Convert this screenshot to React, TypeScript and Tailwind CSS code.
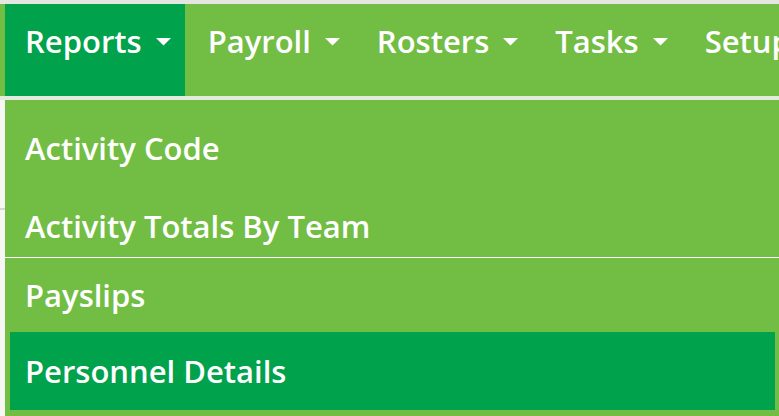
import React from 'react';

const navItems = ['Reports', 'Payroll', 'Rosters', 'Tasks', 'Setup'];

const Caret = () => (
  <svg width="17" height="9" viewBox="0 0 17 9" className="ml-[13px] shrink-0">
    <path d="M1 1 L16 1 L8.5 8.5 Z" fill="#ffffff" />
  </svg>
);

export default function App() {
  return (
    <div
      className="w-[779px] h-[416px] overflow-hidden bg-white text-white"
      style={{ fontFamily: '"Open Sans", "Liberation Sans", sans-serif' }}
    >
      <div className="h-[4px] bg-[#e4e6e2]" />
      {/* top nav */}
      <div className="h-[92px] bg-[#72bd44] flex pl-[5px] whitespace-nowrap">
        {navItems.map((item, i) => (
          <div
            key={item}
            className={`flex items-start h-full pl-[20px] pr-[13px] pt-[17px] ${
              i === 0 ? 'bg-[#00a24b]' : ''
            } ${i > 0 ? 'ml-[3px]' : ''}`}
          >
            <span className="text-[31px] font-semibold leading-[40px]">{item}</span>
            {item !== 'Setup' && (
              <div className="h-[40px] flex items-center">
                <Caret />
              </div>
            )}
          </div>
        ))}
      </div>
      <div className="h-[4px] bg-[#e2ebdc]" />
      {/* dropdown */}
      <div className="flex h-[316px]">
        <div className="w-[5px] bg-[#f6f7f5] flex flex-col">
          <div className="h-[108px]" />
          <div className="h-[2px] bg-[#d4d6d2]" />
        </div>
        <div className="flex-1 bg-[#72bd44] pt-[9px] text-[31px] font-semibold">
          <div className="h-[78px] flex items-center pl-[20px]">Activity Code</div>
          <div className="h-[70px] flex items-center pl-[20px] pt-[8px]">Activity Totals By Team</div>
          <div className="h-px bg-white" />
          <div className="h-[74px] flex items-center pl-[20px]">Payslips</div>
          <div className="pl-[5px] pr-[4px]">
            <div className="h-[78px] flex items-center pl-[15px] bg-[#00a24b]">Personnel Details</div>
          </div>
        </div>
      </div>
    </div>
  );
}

☆ ☆ ☆ ☆ ☆

- **STATED PROBLEM**
In the copy, include no pictures; restate the listing above exactly.

- **RESULT OF THE EXERCISE**
Convert this screenshot to React, TypeScript and Tailwind CSS code.
import React from 'react';

const navItems = ['Reports', 'Payroll', 'Rosters', 'Tasks', 'Setup'];

const Caret = () => (
  <svg width="17" height="9" viewBox="0 0 17 9" className="ml-[13px] shrink-0">
    <path d="M1 1 L16 1 L8.5 8.5 Z" fill="#ffffff" />
  </svg>
);

export default function App() {
  return (
    <div
      className="w-[779px] h-[416px] overflow-hidden bg-white text-white"
      style={{ fontFamily: '"Open Sans", "Liberation Sans", sans-serif' }}
    >
      <div className="h-[4px] bg-[#e4e6e2]" />
      {/* top nav */}
      <div className="h-[92px] bg-[#72bd44] flex pl-[5px] whitespace-nowrap">
        {navItems.map((item, i) => (
          <div
            key={item}
            className={`flex items-start h-full pl-[20px] pr-[13px] pt-[17px] ${
              i === 0 ? 'bg-[#00a24b]' : ''
            } ${i > 0 ? 'ml-[3px]' : ''}`}
          >
            <span className="text-[31px] font-semibold leading-[40px]">{item}</span>
            {item !== 'Setup' && (
              <div className="h-[40px] flex items-center">
                <Caret />
              </div>
            )}
          </div>
        ))}
      </div>
      <div className="h-[4px] bg-[#e2ebdc]" />
      {/* dropdown */}
      <div className="flex h-[316px]">
        <div className="w-[5px] bg-[#f6f7f5] flex flex-col">
          <div className="h-[108px]" />
          <div className="h-[2px] bg-[#d4d6d2]" />
        </div>
        <div className="flex-1 bg-[#72bd44] pt-[9px] text-[31px] font-semibold">
          <div className="h-[78px] flex items-center pl-[20px]">Activity Code</div>
          <div className="h-[70px] flex items-center pl-[20px] pt-[8px]">Activity Totals By Team</div>
          <div className="h-px bg-white" />
          <div className="h-[74px] flex items-center pl-[20px]">Payslips</div>
          <div className="pl-[5px] pr-[4px]">
            <div className="h-[78px] flex items-center pl-[15px] bg-[#00a24b]">Personnel Details</div>
          </div>
        </div>
      </div>
    </div>
  );
}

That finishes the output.